**PROBLEM DESCRIPTION:**
Using the data below, copy each line that includes the word "styles".
======
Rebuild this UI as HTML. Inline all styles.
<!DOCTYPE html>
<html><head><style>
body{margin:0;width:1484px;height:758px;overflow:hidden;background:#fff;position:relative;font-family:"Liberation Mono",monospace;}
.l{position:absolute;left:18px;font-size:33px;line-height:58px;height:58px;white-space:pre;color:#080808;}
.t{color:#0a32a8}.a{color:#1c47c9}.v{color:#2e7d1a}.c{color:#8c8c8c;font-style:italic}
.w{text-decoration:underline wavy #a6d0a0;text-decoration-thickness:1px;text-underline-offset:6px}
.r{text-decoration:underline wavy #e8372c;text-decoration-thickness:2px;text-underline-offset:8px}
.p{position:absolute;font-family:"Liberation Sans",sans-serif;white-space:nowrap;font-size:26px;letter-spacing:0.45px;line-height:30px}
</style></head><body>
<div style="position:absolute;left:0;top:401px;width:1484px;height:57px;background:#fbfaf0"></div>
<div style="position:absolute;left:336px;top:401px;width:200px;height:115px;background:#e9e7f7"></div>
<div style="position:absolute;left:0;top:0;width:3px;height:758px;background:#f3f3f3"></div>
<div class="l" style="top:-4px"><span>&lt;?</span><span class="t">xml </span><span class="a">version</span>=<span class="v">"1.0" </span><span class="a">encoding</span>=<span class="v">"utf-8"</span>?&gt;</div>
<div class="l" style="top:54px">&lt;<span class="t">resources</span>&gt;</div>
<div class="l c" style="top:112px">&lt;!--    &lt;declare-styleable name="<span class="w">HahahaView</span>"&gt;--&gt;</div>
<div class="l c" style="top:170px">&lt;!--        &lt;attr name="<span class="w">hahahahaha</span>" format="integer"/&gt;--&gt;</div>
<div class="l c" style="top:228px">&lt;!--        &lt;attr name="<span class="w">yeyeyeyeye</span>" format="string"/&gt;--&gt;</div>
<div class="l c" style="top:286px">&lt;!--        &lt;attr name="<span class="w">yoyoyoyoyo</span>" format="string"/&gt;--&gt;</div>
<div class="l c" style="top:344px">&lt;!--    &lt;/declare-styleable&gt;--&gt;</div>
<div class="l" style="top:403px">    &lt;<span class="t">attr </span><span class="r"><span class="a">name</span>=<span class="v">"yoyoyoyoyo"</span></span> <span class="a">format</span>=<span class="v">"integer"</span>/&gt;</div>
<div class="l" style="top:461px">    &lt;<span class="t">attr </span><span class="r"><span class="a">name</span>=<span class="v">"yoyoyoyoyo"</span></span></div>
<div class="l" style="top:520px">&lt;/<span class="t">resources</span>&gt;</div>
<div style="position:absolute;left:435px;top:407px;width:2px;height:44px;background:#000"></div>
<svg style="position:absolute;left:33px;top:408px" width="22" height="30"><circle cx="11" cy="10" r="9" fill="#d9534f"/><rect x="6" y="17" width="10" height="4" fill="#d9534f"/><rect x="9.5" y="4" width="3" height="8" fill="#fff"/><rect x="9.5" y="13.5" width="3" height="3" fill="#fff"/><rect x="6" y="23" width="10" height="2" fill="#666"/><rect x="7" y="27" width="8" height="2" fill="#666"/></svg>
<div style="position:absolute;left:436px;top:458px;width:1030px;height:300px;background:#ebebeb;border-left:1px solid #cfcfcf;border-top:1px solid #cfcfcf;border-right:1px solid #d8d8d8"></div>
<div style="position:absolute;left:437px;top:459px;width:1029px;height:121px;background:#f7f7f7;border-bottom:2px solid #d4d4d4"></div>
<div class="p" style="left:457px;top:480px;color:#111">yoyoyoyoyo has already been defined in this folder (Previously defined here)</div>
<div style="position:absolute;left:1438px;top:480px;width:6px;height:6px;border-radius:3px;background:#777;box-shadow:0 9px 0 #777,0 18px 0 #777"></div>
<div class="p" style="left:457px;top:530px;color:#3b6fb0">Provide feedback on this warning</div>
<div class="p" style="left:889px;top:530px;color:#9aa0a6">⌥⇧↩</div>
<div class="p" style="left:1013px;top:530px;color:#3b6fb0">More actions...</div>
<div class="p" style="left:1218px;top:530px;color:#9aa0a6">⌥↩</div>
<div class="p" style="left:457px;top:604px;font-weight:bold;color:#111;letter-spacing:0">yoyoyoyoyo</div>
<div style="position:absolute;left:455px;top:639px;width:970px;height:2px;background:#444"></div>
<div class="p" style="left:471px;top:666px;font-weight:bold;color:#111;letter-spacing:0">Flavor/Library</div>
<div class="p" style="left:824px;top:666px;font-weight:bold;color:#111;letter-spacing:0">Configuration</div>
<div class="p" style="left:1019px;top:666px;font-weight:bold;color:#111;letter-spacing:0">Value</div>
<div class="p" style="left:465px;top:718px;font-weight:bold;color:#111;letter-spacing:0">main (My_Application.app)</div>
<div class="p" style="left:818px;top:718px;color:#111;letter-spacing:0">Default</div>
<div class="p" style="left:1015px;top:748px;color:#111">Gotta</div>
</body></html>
======
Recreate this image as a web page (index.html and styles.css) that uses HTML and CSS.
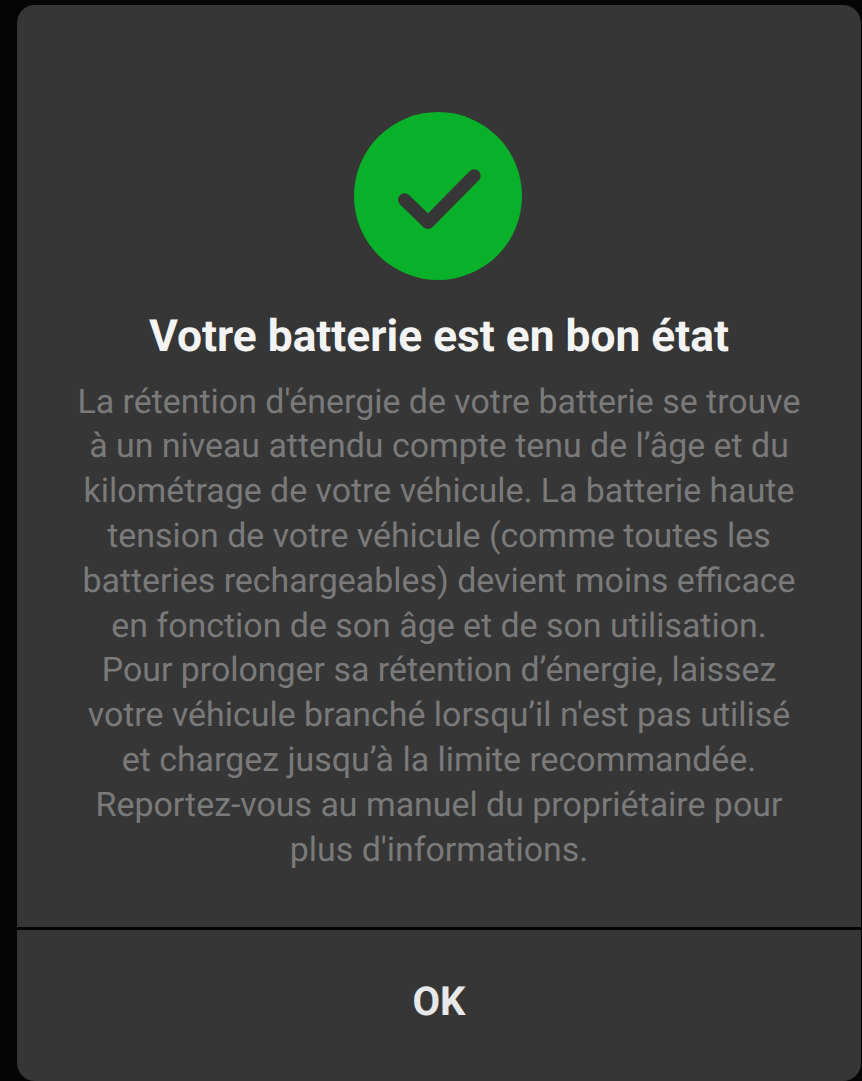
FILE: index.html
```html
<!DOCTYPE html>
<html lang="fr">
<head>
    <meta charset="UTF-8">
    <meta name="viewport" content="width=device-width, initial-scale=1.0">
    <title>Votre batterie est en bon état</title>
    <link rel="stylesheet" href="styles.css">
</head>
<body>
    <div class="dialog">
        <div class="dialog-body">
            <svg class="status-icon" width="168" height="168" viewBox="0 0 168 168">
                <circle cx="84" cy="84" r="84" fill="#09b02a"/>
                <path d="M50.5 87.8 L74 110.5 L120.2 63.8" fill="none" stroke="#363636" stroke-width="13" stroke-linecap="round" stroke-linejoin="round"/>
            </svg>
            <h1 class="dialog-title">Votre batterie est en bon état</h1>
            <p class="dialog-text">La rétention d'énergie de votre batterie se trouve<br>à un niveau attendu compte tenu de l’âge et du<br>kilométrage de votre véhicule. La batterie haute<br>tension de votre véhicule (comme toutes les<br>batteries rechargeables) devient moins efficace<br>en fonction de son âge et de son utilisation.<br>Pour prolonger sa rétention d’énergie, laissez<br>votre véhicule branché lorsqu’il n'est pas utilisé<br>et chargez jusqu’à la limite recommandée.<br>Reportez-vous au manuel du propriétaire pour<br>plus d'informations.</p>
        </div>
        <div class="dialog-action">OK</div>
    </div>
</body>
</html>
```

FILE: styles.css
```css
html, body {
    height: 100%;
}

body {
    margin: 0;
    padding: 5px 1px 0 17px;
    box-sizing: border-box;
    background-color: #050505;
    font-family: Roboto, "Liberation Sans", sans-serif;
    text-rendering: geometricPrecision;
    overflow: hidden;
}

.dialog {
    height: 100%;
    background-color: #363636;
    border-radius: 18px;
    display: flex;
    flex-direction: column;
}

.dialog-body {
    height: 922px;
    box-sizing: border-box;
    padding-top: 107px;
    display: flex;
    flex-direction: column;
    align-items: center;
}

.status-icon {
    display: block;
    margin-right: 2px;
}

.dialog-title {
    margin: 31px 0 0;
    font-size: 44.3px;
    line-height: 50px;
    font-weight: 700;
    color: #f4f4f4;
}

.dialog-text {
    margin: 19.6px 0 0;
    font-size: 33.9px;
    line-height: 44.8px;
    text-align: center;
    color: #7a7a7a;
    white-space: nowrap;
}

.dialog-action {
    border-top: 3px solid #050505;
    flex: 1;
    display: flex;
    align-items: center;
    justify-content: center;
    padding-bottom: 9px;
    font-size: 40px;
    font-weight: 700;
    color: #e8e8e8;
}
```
======
**RESULT FOR THIS TASK:**
Rebuild this UI as HTML. Inline all styles.
Recreate this image as a web page (index.html and styles.css) that uses HTML and CSS.
    <link rel="stylesheet" href="styles.css">
FILE: styles.css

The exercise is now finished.